An actor with Down Syndrome has read aloud from a letter written by Ernst Putzki, identified by the Nazis as "unworthy of living" and murdered in 1945, before German parliamentarians as the country marked Holocaust Memorial Day.

On Friday Sebastian Urbanski took to the speaker's podium of the German lower house of parliament, or Bundestag, for five minutes to recall the 300,000 victims of the Nazi euthanasia campaign that targeted the seriously ill, handicapped or destitute.

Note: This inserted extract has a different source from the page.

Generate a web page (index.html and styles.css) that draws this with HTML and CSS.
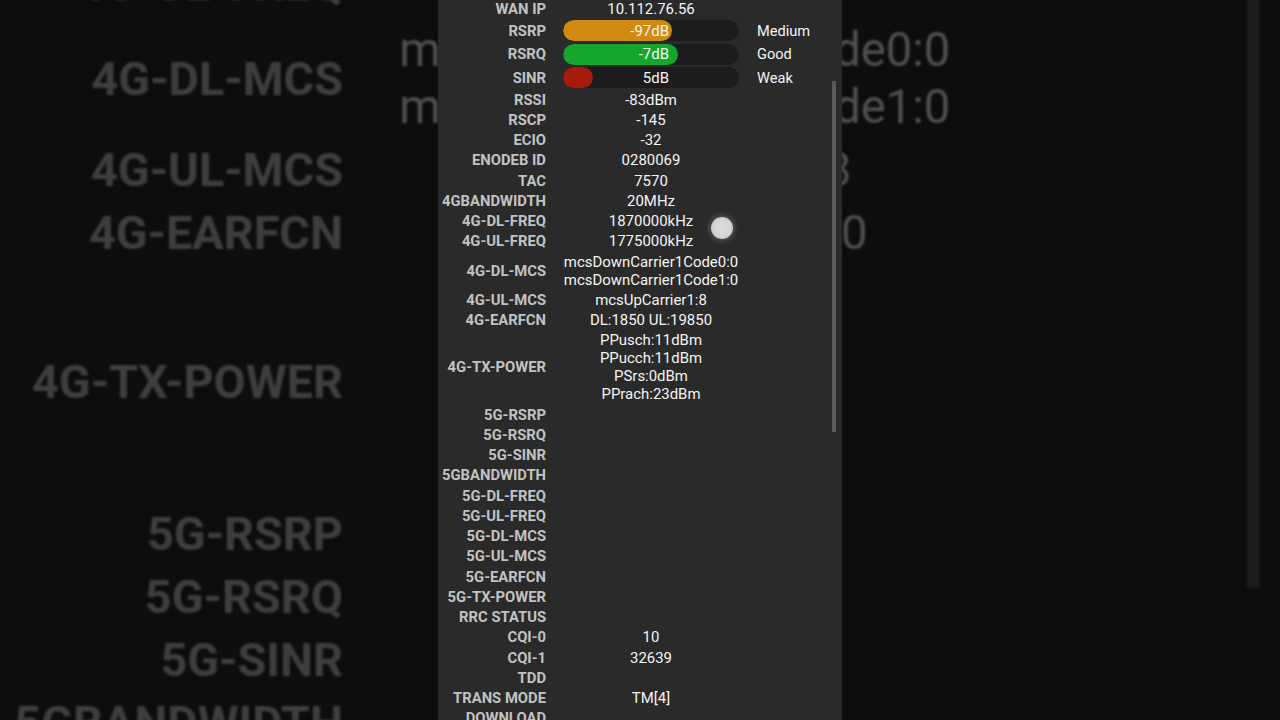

Urbanski's appearance was the first by someone with an intellectual handicap before the house. It was also the first time the Nazi euthanasia programme was highlighted during the annual Holocaust memorial.

"Death candidates" like Putzki were taken to the Hesse state asylum in the small town of Weilmuenster so that they could be "left to starve unnoticed in this sparsely populated area", Urbanski cited from Putzki's letter to his mother from September 1943.

"People here starve to skeletons and die like flies," Putzki wrote in his letter. Starvation was part of the Nazi euthanasia campaign.

Bundestag President Norbert Lammert stressed the importance of evidence such as Putzki's letter: "All facts on 'euthanasia' remain abstract without the contemporary reports of the victims. Only the individual fates of the tortured and murdered really let us appreciate what was done to innocent people."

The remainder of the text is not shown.